事实上,学术研究表明,同时期的另一种经济与社会转型令许多人更加彻底地用“白”来作为自己的支柱——尽管“白”这个字眼本身已经不常用了。

“When I look at the data, I keep coming back to this issue that it’s really about identity politics,” said Elisabeth Ivarsflaten, a professor at Norway’s University of Bergen who studies Europe’s far-right parties. “This is the most powerful predictor of support for the populists.”

“研究数据时,我不断回到这个问题上来,它其实是个身份政治问题,”挪威卑尔根大学(University of Bergen)研究欧洲极右翼党派的教授伊丽莎白•伊法斯夫拉腾(Elisabeth Ivarsflaten)说。“这是民粹主义者获得支持的最有力的征兆。”

GAINS AND LOSSES IN A CHANGING WORLD

变化世界中的得与失

Identity, as academics define it, falls into two broad categories: “achieved” identity derived from personal effort, and “ascribed” identity based on innate characteristics.

学者们指出,身份认同可以分为两大类,一种是“获得性”的身份认同,基于个人努力;另一种是“先赋性”的身份认同,基于自身天生的特征。

Everyone has both, but people tend to be most attached to their “best” identity — the one that offers the most social status or privileges. Successful professionals, for example, often define their identities primarily through their careers.

所有人身上都存在着这两种认同,但是人们倾向于更认可他们“最好”的身份——也就是能带给他们最高社会地位或特权的认同。举例来说,事业有成的职业人士通常以事业生涯来定义自己的身份。

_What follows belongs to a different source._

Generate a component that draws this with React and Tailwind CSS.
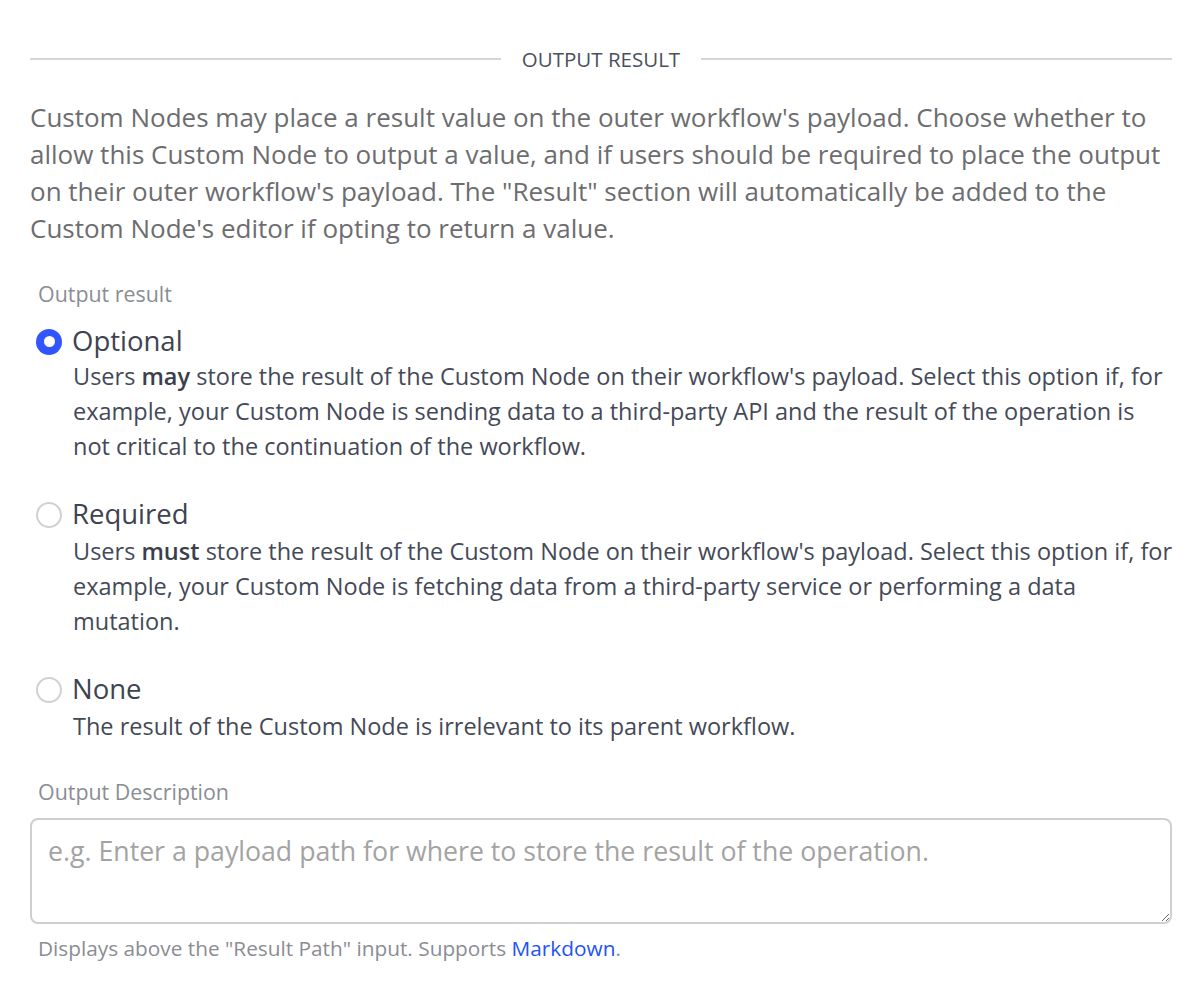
const font = { fontFamily: '"Open Sans", "Noto Sans", sans-serif' };

function Radio({ checked }) {
  if (checked) {
    return (
      <span className="mt-[1px] grid h-[26px] w-[26px] shrink-0 place-items-center rounded-full bg-[#3355ff]">
        <span className="h-[11px] w-[11px] rounded-full bg-white" />
      </span>
    );
  }
  return (
    <span className="mt-[1px] h-[26px] w-[26px] shrink-0 rounded-full border-2 border-[#d0d1d4] bg-white" />
  );
}

function Option({ checked, title, children, className, descClass }) {
  return (
    <label className={"flex flex-col " + (className || "")}>
      <div className="flex h-[36px] items-center gap-[10px] pl-[6px]">
        <Radio checked={checked} />
        <span className="text-[27.5px] text-[#3e4350]">{title}</span>
      </div>
      <p className={"-mr-[12px] pl-[43px] text-[23.5px] leading-[35px] text-[#444957] " + (descClass || "")}>
        {children}
      </p>
    </label>
  );
}

export default function App() {
  return (
    <div className="min-h-screen bg-white pl-[30px] pr-[28px] pt-[44px]" style={font}>
      <div className="flex items-center gap-[21px]">
        <div className="h-[2px] flex-1 bg-[#d6d6d6]" />
        <h3 className="text-[20.5px] uppercase leading-[30px] text-[#4b505c]">Output Result</h3>
        <div className="h-[2px] flex-1 bg-[#d6d6d6]" />
      </div>

      <p className="mt-[25px] text-[26px] leading-[37px] text-[#6d6d6f]">
        Custom Nodes may place a result value on the outer workflow's payload. Choose whether to
        allow this Custom Node to output a value, and if users should be required to place the output
        on their outer workflow's payload. The "Result" section will automatically be added to the
        Custom Node's editor if opting to return a value.
      </p>

      <div className="mt-[32px] pl-[8px] text-[21.4px] leading-[30px] text-[#8a8d93]">Output result</div>

      <div className="mt-[14px] flex flex-col">
        <Option checked title="Optional">
          Users <strong className="font-semibold text-[#3a3f4b]">may</strong> store the result of the Custom Node on their workflow's payload. Select this option if, for
          <br />
          example, your Custom Node is sending data to a third-party API and the result of the operation is
          <br />
          not critical to the continuation of the workflow.
        </Option>
        <Option title="Required" className="mt-[32px]" descClass="mt-[2px]">
          Users <strong className="font-semibold text-[#3a3f4b]">must</strong> store the result of the Custom Node on their workflow's payload. Select this option if, for
          <br />
          example, your Custom Node is fetching data from a third-party service or performing a data
          <br />
          mutation.
        </Option>
        <Option title="None" className="mt-[32px]" descClass="mt-[2px]">
          The result of the Custom Node is irrelevant to its parent workflow.
        </Option>
      </div>

      <div className="mt-[33px] pl-[8px] text-[21.4px] leading-[30px] text-[#8a8d93]">Output Description</div>

      <textarea
        className="mt-[11px] block h-[106px] w-full resize-y rounded-[8px] border-2 border-[#cfcfcf] px-[16px] py-[13px] text-[26.7px] leading-[36px] text-[#333] outline-none placeholder:text-[#a3a3a3]"
        style={font}
        placeholder="e.g. Enter a payload path for where to store the result of the operation."
      />

      <p className="mt-[10px] pl-[8px] text-[20.8px] leading-[28px] text-[#8a8d93]">
        Displays above the "Result Path" input. Supports{" "}
        <a href="#" className="text-[#2253f5]">Markdown</a>.
      </p>
    </div>
  );
}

For generations, working-class whites were doubly blessed: they enjoyed privileged status based on race, as well as the fruits of broad economic growth.

在几代人之中,工薪阶层的白人受到双重赐福:他们既拥有种族所带来的特权地位,也受惠于经济的繁荣发展。

White people’s officially privileged status waned over the latter half of the 20th century with the demise of discriminatory practices in, say, university admissions. But rising wages, an expanding social safety net and new educational opportunities helped offset that. Most white adults were wealthier and more successful than their parents, and confident that their children would do better still.

到了20世纪下半叶,随着歧视逐渐减少(比如在大学入学方面),白人的正式特权地位也在渐渐丧失。但是工资的增长、社会安全网的扩大以及新的受教育机会有助于弥补他们的损失。大多数成年白人都比父母更富裕、更成功,他们相信子女们会过得更好。

That feeling of success may have provided a sort of identity in itself.

这种成功的感觉本身也可以带来一种身份认同。

But as Western manufacturing and industry have declined, taking many working-class towns with them, parents and grandparents have found that the opportunities they once had are unavailable to the next generation.

但是随着西方制造业和工业的衰落,不少工薪阶层市镇也随之衰败,父母和祖父母们发现,下一代已经不能拥有他们曾经拥有的机会了。

That creates an identity vacuum to be filled.

这造成了一种有待填补的身份认同真空。

Arlie Russell Hochschild, the author of “Strangers in Their Own Land: Anger and Mourning on the American Right,” describes a feeling of lost opportunity as the “deep story” of the rural Louisiana communities she spent four years studying.

《自己土地上的陌生人: 美国右翼的愤怒与哀悼》(Strangers in Their Own Land: Anger and Mourning on the American Right)一书的作者阿莉•罗素•霍克希尔德(Arlie Russell Hochschild)对路易斯安那州的农村社区进行了四年的研究,她认为那里“深藏着”一种失去机会的感觉。

Her subjects felt like they were waiting in a long line to reach the top of a hill where the American dream was waiting for them. But the line’s uphill progress had slowed, even stopped. And immigrants, black people and other “outsiders” seemed to be cutting the line.

她笔下的人物们觉得自己为了登上“美国梦”的山巅,经历了漫长的排队等候,但是上山的队伍放慢了速度,甚至停顿下来了。而那些移民、黑人和其他“外来者”似乎还在插队。

For many Western whites, opportunities for achieved identity — the top of the hill — seem unattainable. So their ascribed identity — their whiteness — feels more important than ever.

对于很多西方白人来说,取得“获得性身份认同”(登上山巅)的机会似乎已经变得遥不可及。所以“先赋性身份认同”——也就是他们的“白”——变得比以往更加重要起来。